Anthony De Leon filed a lawsuit against Pinnacle Property Management Services, alleging that he was a nonexempt employee whom the company did not compensate for his overtime work or certain business expenses and that he was provided with inaccurate wage statements, according to his 13-count complaint.
Pinnacle moved to compel arbitration. When De Leon submitted an employment application in 2016, he electronically signed an “issue resolution agreement” (IRA), which he was required to sign as a precondition to employment.
The IRA provided for mandatory arbitration for any and all “claims, disputes or controversies arising out of or relating to [De Leon’s] application or candidacy for employment, employment, and/or cessation of employment with Pinnacle.”
In addition, the agreement included a statute of limitations provision of one year only, along with a discovery provision that allowed for only one set of 20 interrogatories (which could include a request for documents) and three depositions per side.

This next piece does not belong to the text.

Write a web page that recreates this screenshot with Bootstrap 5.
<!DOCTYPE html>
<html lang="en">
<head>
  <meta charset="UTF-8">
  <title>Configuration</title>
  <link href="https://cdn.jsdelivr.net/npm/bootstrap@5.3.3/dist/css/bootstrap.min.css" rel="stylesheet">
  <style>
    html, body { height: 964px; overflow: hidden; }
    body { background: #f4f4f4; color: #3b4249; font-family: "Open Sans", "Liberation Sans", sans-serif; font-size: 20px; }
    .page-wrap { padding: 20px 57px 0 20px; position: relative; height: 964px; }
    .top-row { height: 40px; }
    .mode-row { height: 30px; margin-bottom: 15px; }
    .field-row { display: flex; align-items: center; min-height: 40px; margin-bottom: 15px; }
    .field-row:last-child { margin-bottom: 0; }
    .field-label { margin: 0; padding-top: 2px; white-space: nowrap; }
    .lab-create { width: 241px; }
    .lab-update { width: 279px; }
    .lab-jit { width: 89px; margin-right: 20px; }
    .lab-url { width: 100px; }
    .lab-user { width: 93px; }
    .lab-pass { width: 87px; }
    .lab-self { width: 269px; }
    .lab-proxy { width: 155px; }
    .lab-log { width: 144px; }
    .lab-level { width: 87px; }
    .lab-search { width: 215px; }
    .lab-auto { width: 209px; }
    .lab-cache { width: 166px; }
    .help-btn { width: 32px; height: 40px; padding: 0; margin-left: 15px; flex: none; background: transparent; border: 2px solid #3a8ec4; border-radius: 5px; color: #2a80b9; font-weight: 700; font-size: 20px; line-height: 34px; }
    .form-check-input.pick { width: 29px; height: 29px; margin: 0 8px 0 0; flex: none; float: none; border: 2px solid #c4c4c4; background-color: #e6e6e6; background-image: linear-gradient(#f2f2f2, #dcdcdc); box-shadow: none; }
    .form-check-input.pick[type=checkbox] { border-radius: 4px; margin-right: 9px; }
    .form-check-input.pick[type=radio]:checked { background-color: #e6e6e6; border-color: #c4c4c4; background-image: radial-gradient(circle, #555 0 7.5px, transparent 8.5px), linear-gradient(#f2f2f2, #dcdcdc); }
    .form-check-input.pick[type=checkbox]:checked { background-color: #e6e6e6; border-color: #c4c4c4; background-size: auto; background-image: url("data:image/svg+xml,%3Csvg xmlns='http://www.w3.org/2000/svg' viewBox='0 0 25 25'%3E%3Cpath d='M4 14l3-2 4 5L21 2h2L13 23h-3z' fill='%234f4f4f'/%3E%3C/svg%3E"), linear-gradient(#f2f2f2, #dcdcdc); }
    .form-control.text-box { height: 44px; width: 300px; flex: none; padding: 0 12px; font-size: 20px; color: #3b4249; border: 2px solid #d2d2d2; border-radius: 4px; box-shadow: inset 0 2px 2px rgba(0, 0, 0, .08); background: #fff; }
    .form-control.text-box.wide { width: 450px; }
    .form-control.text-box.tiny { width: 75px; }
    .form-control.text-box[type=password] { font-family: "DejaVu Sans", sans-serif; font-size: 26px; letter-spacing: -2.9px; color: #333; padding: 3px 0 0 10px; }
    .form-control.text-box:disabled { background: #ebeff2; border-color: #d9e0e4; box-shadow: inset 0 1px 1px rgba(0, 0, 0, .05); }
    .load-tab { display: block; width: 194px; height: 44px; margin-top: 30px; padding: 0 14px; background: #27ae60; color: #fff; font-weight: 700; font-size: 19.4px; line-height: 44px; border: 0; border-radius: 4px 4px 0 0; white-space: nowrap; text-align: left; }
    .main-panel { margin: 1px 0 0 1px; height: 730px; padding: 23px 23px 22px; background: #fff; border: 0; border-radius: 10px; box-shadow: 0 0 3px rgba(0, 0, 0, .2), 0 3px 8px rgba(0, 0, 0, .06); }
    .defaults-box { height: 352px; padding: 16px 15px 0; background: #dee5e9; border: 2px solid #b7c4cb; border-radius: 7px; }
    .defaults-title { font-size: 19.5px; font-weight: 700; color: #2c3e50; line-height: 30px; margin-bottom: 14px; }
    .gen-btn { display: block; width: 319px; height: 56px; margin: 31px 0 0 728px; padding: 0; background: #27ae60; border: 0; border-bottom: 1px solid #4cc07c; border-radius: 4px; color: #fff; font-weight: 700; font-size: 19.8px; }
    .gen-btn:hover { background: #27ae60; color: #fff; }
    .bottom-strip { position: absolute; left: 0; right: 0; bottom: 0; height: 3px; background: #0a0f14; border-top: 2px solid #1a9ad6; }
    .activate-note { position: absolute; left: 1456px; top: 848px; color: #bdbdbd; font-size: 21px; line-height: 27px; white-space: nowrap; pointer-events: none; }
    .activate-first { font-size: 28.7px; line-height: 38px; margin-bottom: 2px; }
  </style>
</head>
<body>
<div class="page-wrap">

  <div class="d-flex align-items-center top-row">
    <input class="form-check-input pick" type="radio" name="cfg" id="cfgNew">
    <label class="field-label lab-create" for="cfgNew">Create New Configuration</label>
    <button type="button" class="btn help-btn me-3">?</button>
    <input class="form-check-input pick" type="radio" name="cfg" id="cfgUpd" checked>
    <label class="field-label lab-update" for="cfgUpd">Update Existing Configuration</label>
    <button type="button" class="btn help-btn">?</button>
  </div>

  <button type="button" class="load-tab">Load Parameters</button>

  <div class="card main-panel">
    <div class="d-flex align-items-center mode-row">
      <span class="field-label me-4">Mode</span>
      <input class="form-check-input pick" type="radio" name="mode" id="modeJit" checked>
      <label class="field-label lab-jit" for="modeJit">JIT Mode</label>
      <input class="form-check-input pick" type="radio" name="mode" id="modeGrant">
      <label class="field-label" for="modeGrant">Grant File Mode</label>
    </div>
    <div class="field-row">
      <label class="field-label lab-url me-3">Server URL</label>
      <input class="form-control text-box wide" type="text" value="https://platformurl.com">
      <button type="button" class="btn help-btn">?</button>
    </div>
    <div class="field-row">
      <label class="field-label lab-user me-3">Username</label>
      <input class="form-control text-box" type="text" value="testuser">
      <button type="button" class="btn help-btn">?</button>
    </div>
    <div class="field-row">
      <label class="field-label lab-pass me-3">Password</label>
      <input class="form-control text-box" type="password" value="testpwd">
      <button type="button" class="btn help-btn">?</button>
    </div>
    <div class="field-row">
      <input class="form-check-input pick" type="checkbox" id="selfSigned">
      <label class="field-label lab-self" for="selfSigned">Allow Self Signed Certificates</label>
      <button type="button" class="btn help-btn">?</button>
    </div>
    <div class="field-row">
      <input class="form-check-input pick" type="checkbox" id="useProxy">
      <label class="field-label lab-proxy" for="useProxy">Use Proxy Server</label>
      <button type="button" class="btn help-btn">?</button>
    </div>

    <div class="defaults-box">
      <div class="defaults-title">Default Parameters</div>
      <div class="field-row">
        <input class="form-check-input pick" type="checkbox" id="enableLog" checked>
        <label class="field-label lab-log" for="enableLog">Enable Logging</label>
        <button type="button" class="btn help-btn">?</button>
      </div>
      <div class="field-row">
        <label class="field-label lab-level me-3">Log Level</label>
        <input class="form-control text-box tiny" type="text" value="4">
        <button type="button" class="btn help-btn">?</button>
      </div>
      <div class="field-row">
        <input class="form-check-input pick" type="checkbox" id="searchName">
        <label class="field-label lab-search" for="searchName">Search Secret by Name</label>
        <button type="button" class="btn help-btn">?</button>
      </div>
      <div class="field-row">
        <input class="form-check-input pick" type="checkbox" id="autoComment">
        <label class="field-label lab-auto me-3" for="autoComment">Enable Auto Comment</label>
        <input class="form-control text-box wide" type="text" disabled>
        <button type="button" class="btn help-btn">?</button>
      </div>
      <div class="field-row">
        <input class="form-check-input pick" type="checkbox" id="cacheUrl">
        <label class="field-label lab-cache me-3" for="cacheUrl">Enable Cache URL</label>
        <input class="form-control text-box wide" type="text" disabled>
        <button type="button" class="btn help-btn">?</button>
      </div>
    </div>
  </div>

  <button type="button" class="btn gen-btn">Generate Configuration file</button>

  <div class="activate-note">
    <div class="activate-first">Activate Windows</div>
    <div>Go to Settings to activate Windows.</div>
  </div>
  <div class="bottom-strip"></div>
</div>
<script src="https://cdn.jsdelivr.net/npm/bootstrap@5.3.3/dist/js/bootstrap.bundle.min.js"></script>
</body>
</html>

De Leon objected to arbitration, arguing that the IRA was unconscionable, particularly given the shortened statute of limitations and limited discovery. He claimed that he would need to serve at least 50 interrogatories and 70 requests to produce documents and depose seven specified individuals.

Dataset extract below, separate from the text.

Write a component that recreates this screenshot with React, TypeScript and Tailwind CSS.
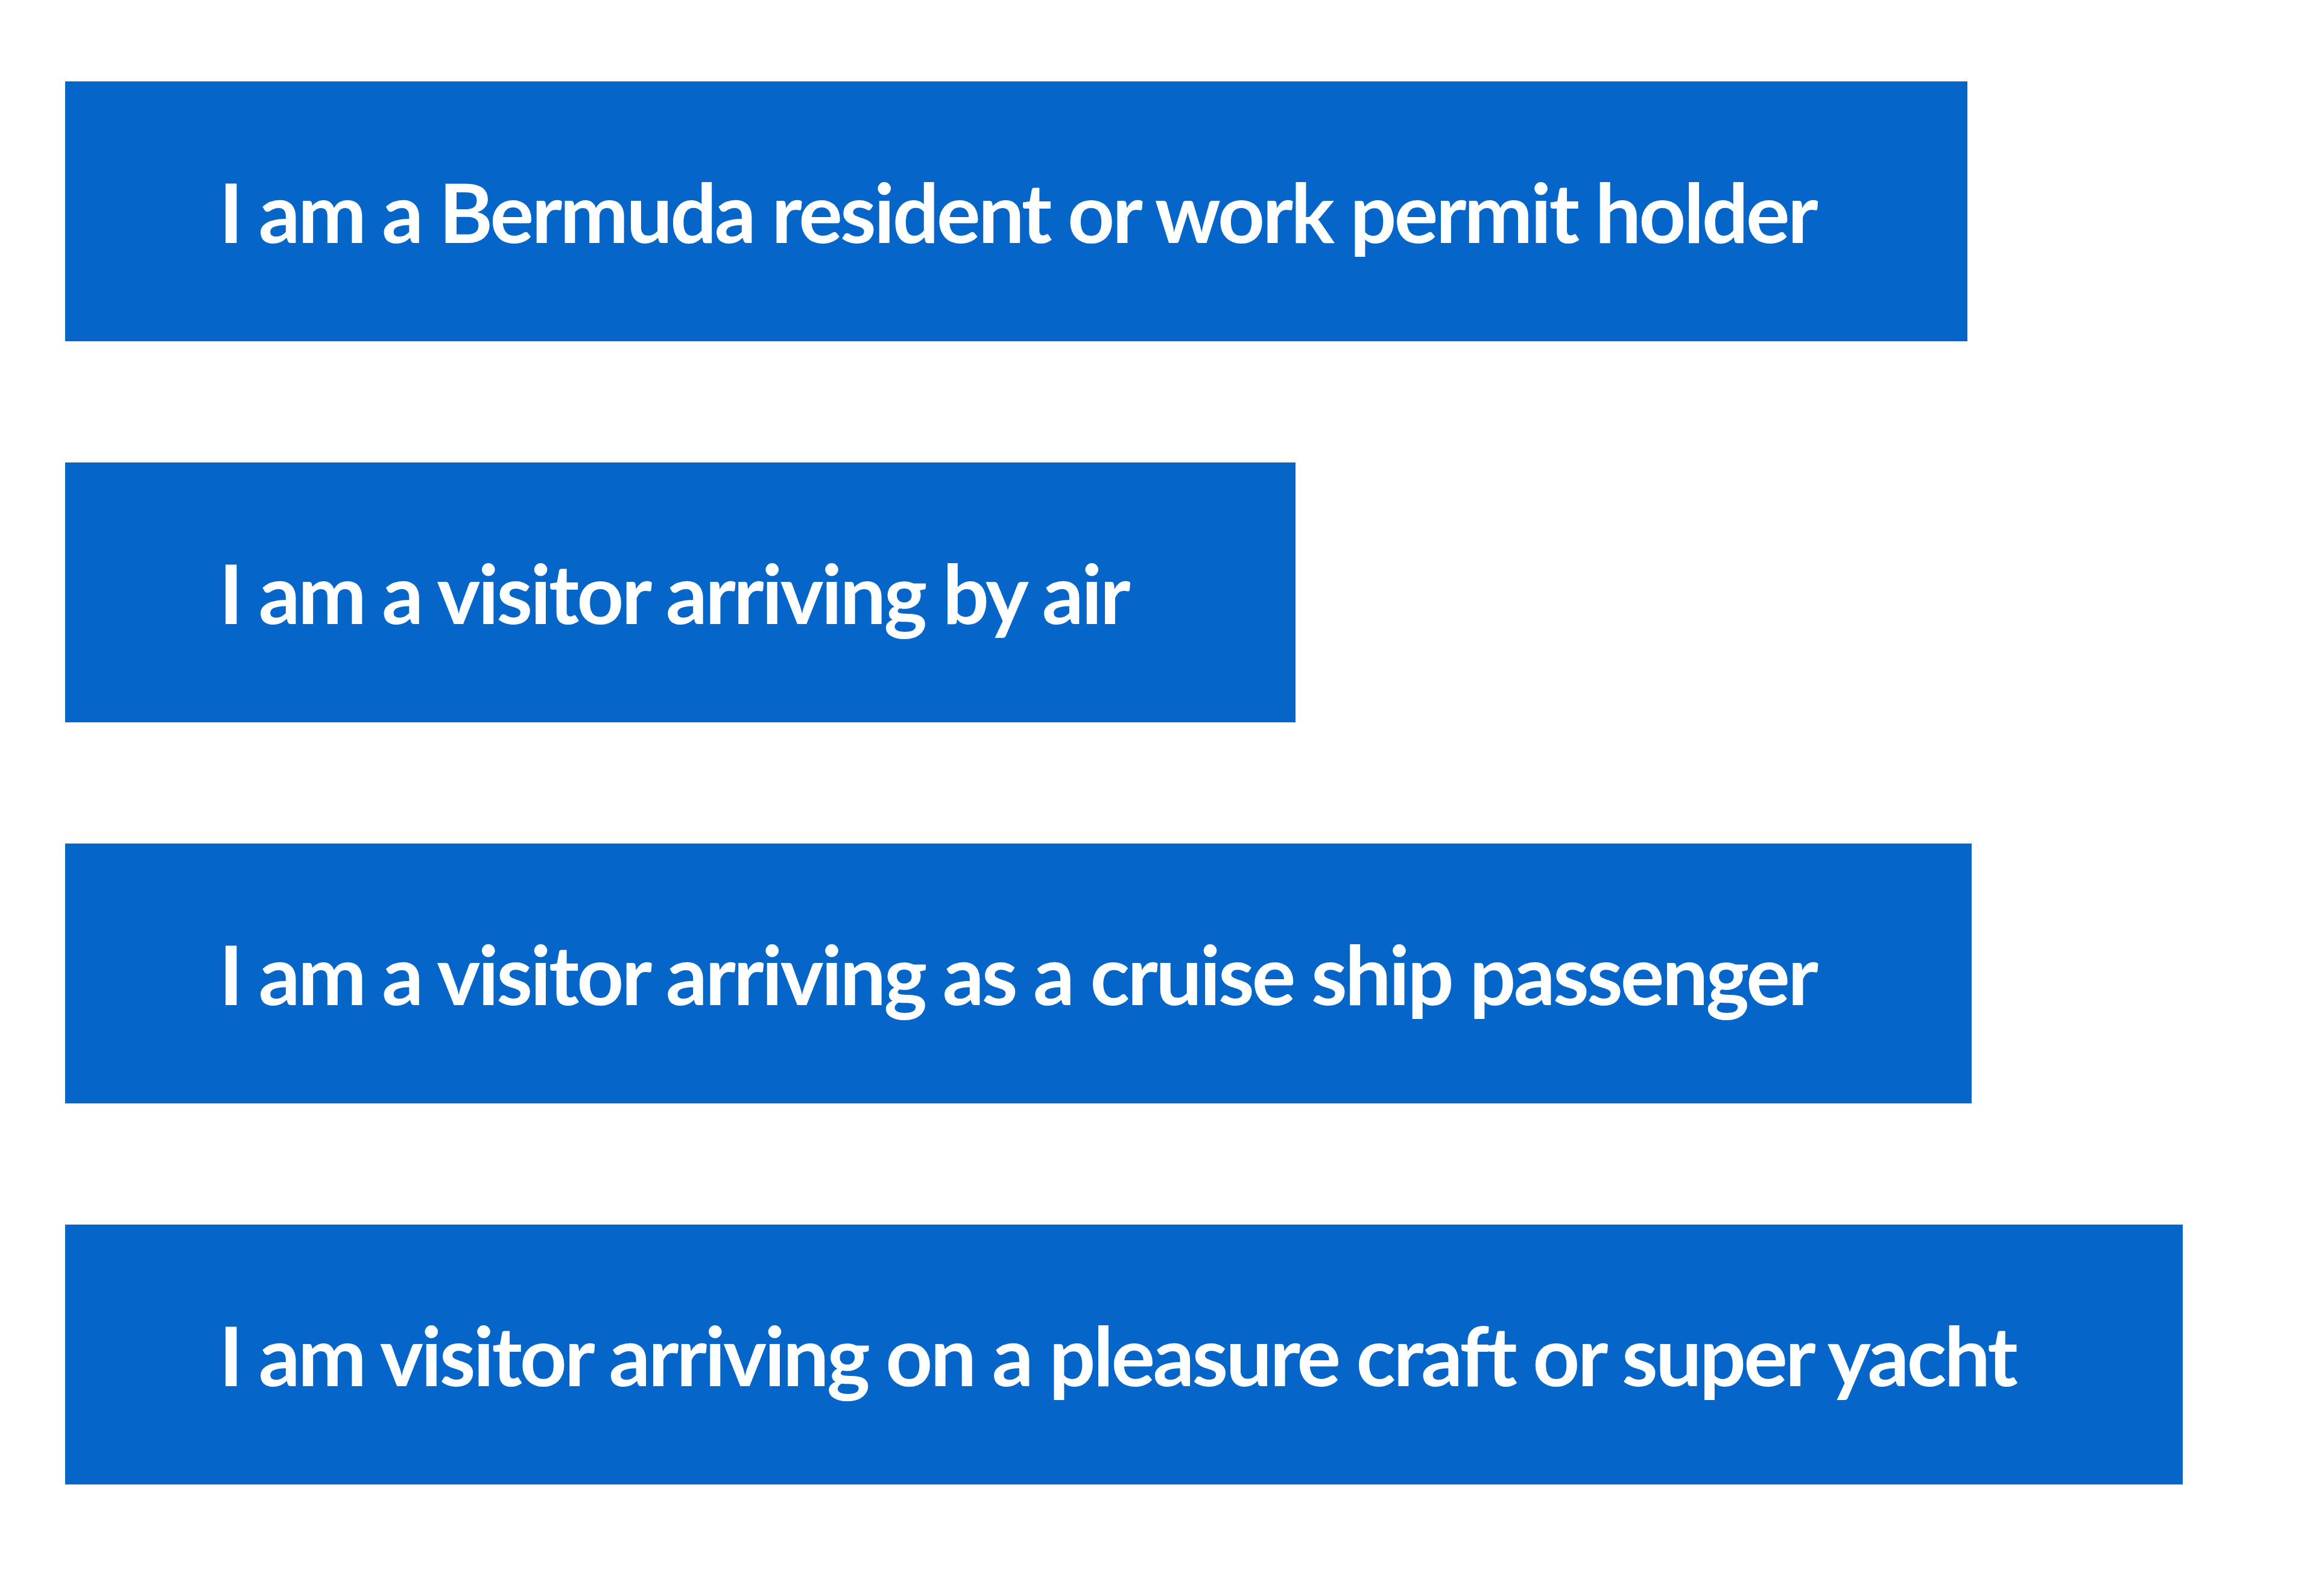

The trial court denied the motion, finding the IRA both procedurally and substantively unconscionable.
Pinnacle appealed, arguing that the IRA had low procedural unconscionability and contained only one substantively unconscionable provision.
The appellate panel disagreed, affirming the denial of the motion to compel arbitration.
Although the defendants conceded that the IRA was procedurally unconscionable as a contract of adhesion, they claimed it had a “low” level of unconscionability because it was not buried in an employment agreement and was instead contained in a stand-alone arbitration agreement.
The court agreed that this lessened the level of unconscionability, but also noted that De Leon claimed that he was “pressured” to sign the agreement and did not know “how one-sided, unfair and illegal it was.”
Turning to substantive unconscionability, the court found that the one-year statute of limitations was unconscionable “because many of [De Leon’s] claims have longer statute of limitations.”
The court also found that the discovery limitations in the IRA were unconscionable. While superficially neutral, the restrictions favored the defendants, the panel wrote.
“Here, [De Leon] set forth facts tending to show he would be unable to vindicate his statutory rights under the discovery limitations of the IRA,” the court said, estimating the need for more depositions, interrogatories and requests for production than the agreement allowed.
“Under these circumstances, it is reasonable to conclude the IRA’s default discovery limits are insufficient for [De Leon] to pursue his 13 causes of action concerning wage and hour claims, whistleblower retaliation, wrongful termination and [Fair Employment and Housing Act] issues,” the court wrote.
The panel declined to sever the troublesome provisions.
“Given the multiple unconscionable provisions in the IRA, the agreement is permeated by unconscionability,” the court said. “The agreement ‘contains more than one unlawful provision;’ it has both an unconscionable statute of limitations provision and an unconscionable discovery provision. ‘Such multiple defects indicate a systematic effort to impose arbitration on an employee not simply as an alternative to litigation, but as an inferior forum that works to the employer’s advantage.’”
The court affirmed the denial of the employer’s motion to compel arbitration.
To read the opinion in De Leon v. Pinnacle Property Management Services, LLC, click here.
Why it matters: The combination of both procedural and substantive unconscionability meant the IRA was unconscionable and unenforceable, the appellate panel held, continuing California courts’ complicated relationship with arbitration. Employers facing scrutiny of arbitration agreements should also be aware of the recent prohibitions enacted by Congress, with a new law that invalidates arbitration agreements and precludes the enforcement of class action waivers for claims involving sexual assault or sexual harassment.